Don put the empty bottle with the others in the cupboard under the sink. “I’ll bring him to bed and then I’ll catch a little sleep myself.”

“Okay. I’ll lock the doors.”

“See ya tomorrow, Dad.” Don smiled at his father and headed back to the living room and his brother. “Let’s go, buddy,” he said, pulling Charlie upright.

His brother sagged against him. “Ow.”

“Sorry,” Don answered. “Headache?”

“As if Larry’d hit me with his telescope.”

Don chuckled, putting one of Charlie’s arms around his shoulders. “You actually know what that feels like?” Charlie sighed, standing up. They headed for the stairs.

“Well, he did hit me with his telescope once. When he moved to CalSci and set up his office.”

They took the first steps up.

“I’m still wondering if I should have seen it coming or if it’s his fault.”

They arrived upstairs. Charlie rubbed his eyes, and then he looked up to his brother as if he was just noticing that it was him. “Don?”

The agent laughed. “Yeah. Are you telling me you didn’t notice?” He pushed open Charlie’s door with his foot.

“I’ve got news,” Charlie said. He sounded more awake; however, he still clung to Don. “It’s difficult to foresee their next target. Heisenberg’s uncertainty principle. I’ll try-“

“To get some sleep,” Don interrupted, sitting him down on the bed. “You should rest. Forget the FBI for a couple of days. And CalSci, too.”

Charlie burrowed himself in the covers. “It’s important,” he mumbled.

“That you’re getting better, yeah, I agree,” Don answered.

Charlie pulled up the blankets. He had to admit that he still was quite exhausted despite the deep sleep he’d just awoken from. “I’ll get to work first thing in the morning, Don,” he said softly. His brother rolled his eyes; however, he was content with the fact that Charlie didn’t seem to want to get back to work immediately.

“We’ll talk about that tomorrow, buddy.” He turned the lights off when he left the room. In front of the door he stopped, staring at the opposite wall. Sometimes he really wasn’t sure whether it was right to drag Charlie into his line of work. And sometimes he couldn’t imagine at all how his life would be going if he hadn’t done it. Would he and his brother still avoid every type of contact? Or would they have found another way to reconnect? Don had his doubts about it. He doubted it very much. And therefore he didn’t regret it.


“Two hours, Dad.”

Alan ignored his youngest, concentrating instead on putting the groceries away.

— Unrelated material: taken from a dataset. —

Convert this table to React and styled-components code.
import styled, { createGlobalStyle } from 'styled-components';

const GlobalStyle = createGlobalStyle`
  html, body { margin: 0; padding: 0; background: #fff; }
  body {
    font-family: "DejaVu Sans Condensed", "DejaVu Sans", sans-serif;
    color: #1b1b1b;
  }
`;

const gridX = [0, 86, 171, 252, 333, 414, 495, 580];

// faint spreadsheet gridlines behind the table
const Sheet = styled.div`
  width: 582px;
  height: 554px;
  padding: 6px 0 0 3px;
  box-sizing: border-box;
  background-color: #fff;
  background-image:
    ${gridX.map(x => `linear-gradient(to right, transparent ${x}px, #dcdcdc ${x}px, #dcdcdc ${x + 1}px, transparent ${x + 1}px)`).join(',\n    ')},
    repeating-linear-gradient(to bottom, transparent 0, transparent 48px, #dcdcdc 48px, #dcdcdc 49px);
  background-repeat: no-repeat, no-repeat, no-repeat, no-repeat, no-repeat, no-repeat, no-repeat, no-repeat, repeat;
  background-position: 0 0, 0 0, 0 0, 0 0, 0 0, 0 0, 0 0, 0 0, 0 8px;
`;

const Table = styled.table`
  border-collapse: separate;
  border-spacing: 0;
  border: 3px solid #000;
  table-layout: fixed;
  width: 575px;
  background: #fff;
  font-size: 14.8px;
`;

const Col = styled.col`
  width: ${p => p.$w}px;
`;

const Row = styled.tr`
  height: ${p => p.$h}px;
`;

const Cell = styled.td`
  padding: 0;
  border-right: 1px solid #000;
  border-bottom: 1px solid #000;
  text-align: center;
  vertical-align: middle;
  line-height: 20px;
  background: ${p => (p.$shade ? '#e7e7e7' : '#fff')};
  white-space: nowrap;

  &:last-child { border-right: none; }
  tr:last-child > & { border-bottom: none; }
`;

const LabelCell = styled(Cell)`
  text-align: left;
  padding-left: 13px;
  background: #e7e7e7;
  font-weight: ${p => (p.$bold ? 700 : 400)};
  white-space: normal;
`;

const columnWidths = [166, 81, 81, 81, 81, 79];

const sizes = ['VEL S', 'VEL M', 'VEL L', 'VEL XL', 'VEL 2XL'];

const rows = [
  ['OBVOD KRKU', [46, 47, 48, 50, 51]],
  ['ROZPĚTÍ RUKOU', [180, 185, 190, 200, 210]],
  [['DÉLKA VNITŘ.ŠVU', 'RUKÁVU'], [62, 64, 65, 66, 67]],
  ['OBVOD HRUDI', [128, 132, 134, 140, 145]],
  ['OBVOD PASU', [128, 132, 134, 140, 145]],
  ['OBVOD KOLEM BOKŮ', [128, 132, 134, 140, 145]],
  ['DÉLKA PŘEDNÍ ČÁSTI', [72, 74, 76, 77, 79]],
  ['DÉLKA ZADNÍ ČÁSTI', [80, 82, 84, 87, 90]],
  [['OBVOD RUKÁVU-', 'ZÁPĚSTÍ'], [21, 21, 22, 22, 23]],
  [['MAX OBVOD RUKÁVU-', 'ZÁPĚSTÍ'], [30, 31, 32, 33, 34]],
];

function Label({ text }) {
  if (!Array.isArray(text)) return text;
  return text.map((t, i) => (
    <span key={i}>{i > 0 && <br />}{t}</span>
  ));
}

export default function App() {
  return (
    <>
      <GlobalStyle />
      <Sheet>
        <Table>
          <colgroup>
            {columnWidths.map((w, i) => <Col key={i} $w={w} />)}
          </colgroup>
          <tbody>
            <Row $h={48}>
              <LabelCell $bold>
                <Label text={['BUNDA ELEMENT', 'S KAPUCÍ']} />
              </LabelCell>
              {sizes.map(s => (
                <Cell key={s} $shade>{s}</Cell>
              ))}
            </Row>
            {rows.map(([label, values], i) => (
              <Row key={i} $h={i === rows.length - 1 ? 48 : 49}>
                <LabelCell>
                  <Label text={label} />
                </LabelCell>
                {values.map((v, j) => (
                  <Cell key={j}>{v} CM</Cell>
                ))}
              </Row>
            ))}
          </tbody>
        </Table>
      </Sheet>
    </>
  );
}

“I just want to get lunch with Larry and attend my office hours. Finals are coming up. The students are getting nervous. I need to attend the office hours in person.”

“Amita can do it.”

“No, Dad, she can’t. There’s Shanti and she … the students need me.” He got up from the kitchen table, proud, when the room didn’t begin to spin. “You see? No puking … no dizziness … I’m fine.”

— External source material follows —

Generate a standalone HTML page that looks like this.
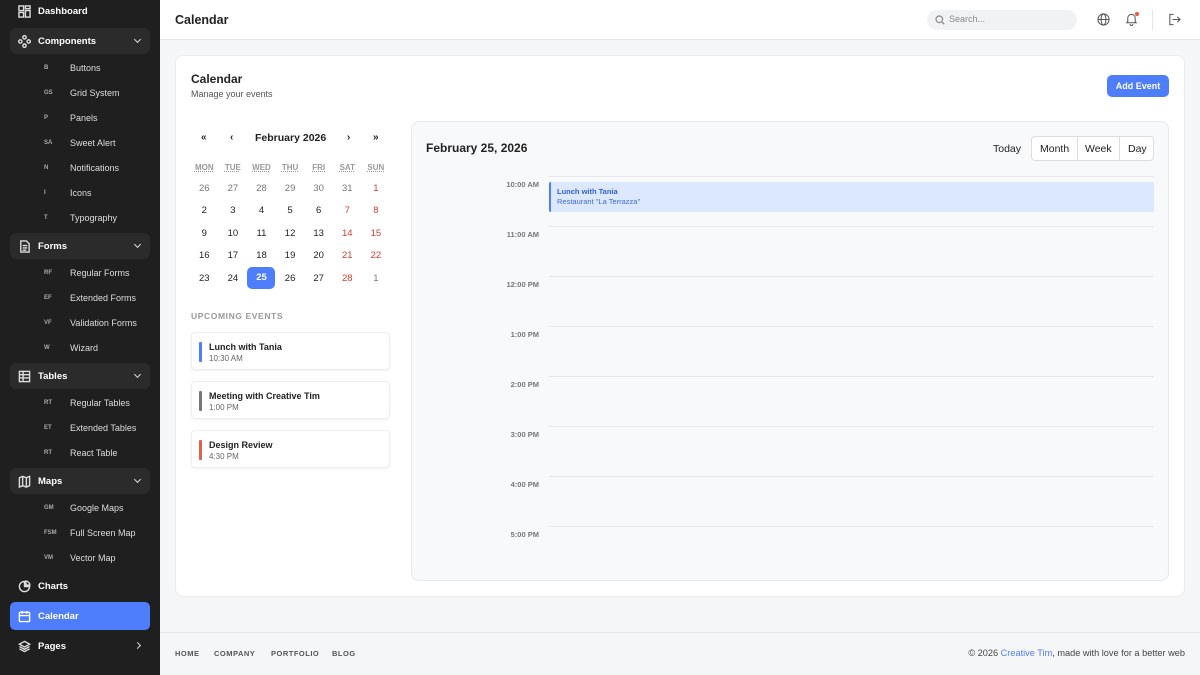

He smiled at Alan who was looking at him searchingly. “Headache?” his father asked after a while.

Charlie pulled a grimace, knowing that he couldn’t lie about that. “I can take something for it, Dad. And as soon as I get home, I’m lying down and I’ll be sleeping for as long as you want me to. Promise.”

Alan crossed his arms, raising his eyebrows doubtingly. “Doctor’s orders are no stress …“

“There’s no stress. I’ll chat with Larry and I’ll talk to my students. No stress involved.”

“… bright light …“

“I’ll pull the curtains in the office.”

“… no noise …“

“I’m not going to eat in the canteen. Larry will buy lunch and bring it into my office.”

“… no exhausting activity of any kind.”

“I’ll be sitting down the whole time.”

“I’ll pick you up at 2pm.”

“I’ll be coming with you without a word of protest.” He’d do everything his father asked just to be able to leave the house for a couple of hours. Charlie hadn’t spent so much time outside the garage, university or life in general since he’d got detention when he was seven after one of his practical proofs had ended with a flooded basement.

Alan seemed to think about it, but then he sighed in defeat. “Fine.”

Charlie smiled. “Thanks, Dad. You won’t regret it.” He turned around, leaving the kitchen to go and change.

Alan rolled his eyes. “Why do I get the feeling that I’ll do just that?”